▶ _THE REQUEST_: Return the whole listing, keeping every character the same.
--- ENTRIES SUPPLIED ---
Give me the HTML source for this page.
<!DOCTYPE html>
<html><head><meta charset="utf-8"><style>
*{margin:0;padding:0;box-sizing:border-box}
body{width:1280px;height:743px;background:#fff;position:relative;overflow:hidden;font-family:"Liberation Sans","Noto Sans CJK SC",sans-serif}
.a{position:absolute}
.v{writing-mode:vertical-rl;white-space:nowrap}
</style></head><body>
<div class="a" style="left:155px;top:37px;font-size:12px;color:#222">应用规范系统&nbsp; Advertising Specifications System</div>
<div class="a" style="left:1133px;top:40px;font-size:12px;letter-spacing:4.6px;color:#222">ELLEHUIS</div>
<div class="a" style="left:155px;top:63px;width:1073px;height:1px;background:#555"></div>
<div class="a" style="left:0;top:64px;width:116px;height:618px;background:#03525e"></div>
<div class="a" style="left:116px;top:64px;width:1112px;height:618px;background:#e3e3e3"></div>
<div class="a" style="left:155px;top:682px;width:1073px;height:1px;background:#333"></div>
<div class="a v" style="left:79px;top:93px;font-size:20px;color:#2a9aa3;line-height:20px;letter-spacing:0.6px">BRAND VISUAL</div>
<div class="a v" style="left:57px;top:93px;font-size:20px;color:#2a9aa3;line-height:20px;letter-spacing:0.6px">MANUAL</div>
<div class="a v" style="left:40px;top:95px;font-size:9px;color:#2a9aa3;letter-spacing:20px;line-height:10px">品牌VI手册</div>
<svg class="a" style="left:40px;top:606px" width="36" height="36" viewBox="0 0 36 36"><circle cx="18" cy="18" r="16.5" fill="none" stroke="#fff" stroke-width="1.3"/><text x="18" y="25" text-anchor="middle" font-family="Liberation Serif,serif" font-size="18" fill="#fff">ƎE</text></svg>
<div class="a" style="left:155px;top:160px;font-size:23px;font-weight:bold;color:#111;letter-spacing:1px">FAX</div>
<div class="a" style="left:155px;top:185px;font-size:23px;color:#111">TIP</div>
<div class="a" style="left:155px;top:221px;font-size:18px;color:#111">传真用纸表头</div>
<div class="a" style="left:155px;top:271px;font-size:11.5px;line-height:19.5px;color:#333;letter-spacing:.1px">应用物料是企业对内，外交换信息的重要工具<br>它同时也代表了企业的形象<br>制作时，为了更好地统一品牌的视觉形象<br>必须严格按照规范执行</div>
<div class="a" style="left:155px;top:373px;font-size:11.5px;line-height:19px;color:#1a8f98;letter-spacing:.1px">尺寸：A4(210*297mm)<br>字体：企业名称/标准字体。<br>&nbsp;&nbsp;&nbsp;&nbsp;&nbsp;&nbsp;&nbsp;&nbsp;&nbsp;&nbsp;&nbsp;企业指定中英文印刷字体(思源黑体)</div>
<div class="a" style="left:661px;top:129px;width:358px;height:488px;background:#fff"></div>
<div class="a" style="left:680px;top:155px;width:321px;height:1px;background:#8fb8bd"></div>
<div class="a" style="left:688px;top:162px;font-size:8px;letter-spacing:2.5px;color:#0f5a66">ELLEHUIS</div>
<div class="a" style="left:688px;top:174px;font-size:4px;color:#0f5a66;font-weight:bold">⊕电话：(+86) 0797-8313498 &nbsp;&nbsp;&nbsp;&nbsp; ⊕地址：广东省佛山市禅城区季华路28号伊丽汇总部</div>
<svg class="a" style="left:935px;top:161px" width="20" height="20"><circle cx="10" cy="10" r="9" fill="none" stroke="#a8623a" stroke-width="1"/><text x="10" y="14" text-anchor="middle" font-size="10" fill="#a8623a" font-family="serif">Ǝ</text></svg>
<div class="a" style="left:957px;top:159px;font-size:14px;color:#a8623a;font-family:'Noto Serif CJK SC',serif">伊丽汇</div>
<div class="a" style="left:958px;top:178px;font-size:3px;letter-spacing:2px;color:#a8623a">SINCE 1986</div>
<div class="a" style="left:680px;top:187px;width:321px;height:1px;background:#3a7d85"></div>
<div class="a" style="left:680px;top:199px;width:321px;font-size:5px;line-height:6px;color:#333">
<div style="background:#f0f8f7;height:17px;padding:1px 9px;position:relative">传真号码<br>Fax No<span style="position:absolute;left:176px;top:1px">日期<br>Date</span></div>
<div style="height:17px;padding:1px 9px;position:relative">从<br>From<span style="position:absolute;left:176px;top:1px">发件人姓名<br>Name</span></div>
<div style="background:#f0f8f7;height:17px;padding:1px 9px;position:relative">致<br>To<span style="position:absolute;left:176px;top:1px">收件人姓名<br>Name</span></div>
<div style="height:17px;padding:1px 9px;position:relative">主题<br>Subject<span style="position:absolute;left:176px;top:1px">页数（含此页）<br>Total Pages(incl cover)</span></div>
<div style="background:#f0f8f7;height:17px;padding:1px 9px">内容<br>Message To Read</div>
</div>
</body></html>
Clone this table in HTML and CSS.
---
▶ _REPLY_:
Give me the HTML source for this page.
<!DOCTYPE html>
<html><head><meta charset="utf-8"><style>
*{margin:0;padding:0;box-sizing:border-box}
body{width:1280px;height:743px;background:#fff;position:relative;overflow:hidden;font-family:"Liberation Sans","Noto Sans CJK SC",sans-serif}
.a{position:absolute}
.v{writing-mode:vertical-rl;white-space:nowrap}
</style></head><body>
<div class="a" style="left:155px;top:37px;font-size:12px;color:#222">应用规范系统&nbsp; Advertising Specifications System</div>
<div class="a" style="left:1133px;top:40px;font-size:12px;letter-spacing:4.6px;color:#222">ELLEHUIS</div>
<div class="a" style="left:155px;top:63px;width:1073px;height:1px;background:#555"></div>
<div class="a" style="left:0;top:64px;width:116px;height:618px;background:#03525e"></div>
<div class="a" style="left:116px;top:64px;width:1112px;height:618px;background:#e3e3e3"></div>
<div class="a" style="left:155px;top:682px;width:1073px;height:1px;background:#333"></div>
<div class="a v" style="left:79px;top:93px;font-size:20px;color:#2a9aa3;line-height:20px;letter-spacing:0.6px">BRAND VISUAL</div>
<div class="a v" style="left:57px;top:93px;font-size:20px;color:#2a9aa3;line-height:20px;letter-spacing:0.6px">MANUAL</div>
<div class="a v" style="left:40px;top:95px;font-size:9px;color:#2a9aa3;letter-spacing:20px;line-height:10px">品牌VI手册</div>
<svg class="a" style="left:40px;top:606px" width="36" height="36" viewBox="0 0 36 36"><circle cx="18" cy="18" r="16.5" fill="none" stroke="#fff" stroke-width="1.3"/><text x="18" y="25" text-anchor="middle" font-family="Liberation Serif,serif" font-size="18" fill="#fff">ƎE</text></svg>
<div class="a" style="left:155px;top:160px;font-size:23px;font-weight:bold;color:#111;letter-spacing:1px">FAX</div>
<div class="a" style="left:155px;top:185px;font-size:23px;color:#111">TIP</div>
<div class="a" style="left:155px;top:221px;font-size:18px;color:#111">传真用纸表头</div>
<div class="a" style="left:155px;top:271px;font-size:11.5px;line-height:19.5px;color:#333;letter-spacing:.1px">应用物料是企业对内，外交换信息的重要工具<br>它同时也代表了企业的形象<br>制作时，为了更好地统一品牌的视觉形象<br>必须严格按照规范执行</div>
<div class="a" style="left:155px;top:373px;font-size:11.5px;line-height:19px;color:#1a8f98;letter-spacing:.1px">尺寸：A4(210*297mm)<br>字体：企业名称/标准字体。<br>&nbsp;&nbsp;&nbsp;&nbsp;&nbsp;&nbsp;&nbsp;&nbsp;&nbsp;&nbsp;&nbsp;企业指定中英文印刷字体(思源黑体)</div>
<div class="a" style="left:661px;top:129px;width:358px;height:488px;background:#fff"></div>
<div class="a" style="left:680px;top:155px;width:321px;height:1px;background:#8fb8bd"></div>
<div class="a" style="left:688px;top:162px;font-size:8px;letter-spacing:2.5px;color:#0f5a66">ELLEHUIS</div>
<div class="a" style="left:688px;top:174px;font-size:4px;color:#0f5a66;font-weight:bold">⊕电话：(+86) 0797-8313498 &nbsp;&nbsp;&nbsp;&nbsp; ⊕地址：广东省佛山市禅城区季华路28号伊丽汇总部</div>
<svg class="a" style="left:935px;top:161px" width="20" height="20"><circle cx="10" cy="10" r="9" fill="none" stroke="#a8623a" stroke-width="1"/><text x="10" y="14" text-anchor="middle" font-size="10" fill="#a8623a" font-family="serif">Ǝ</text></svg>
<div class="a" style="left:957px;top:159px;font-size:14px;color:#a8623a;font-family:'Noto Serif CJK SC',serif">伊丽汇</div>
<div class="a" style="left:958px;top:178px;font-size:3px;letter-spacing:2px;color:#a8623a">SINCE 1986</div>
<div class="a" style="left:680px;top:187px;width:321px;height:1px;background:#3a7d85"></div>
<div class="a" style="left:680px;top:199px;width:321px;font-size:5px;line-height:6px;color:#333">
<div style="background:#f0f8f7;height:17px;padding:1px 9px;position:relative">传真号码<br>Fax No<span style="position:absolute;left:176px;top:1px">日期<br>Date</span></div>
<div style="height:17px;padding:1px 9px;position:relative">从<br>From<span style="position:absolute;left:176px;top:1px">发件人姓名<br>Name</span></div>
<div style="background:#f0f8f7;height:17px;padding:1px 9px;position:relative">致<br>To<span style="position:absolute;left:176px;top:1px">收件人姓名<br>Name</span></div>
<div style="height:17px;padding:1px 9px;position:relative">主题<br>Subject<span style="position:absolute;left:176px;top:1px">页数（含此页）<br>Total Pages(incl cover)</span></div>
<div style="background:#f0f8f7;height:17px;padding:1px 9px">内容<br>Message To Read</div>
</div>
</body></html>
Clone this table in HTML and CSS.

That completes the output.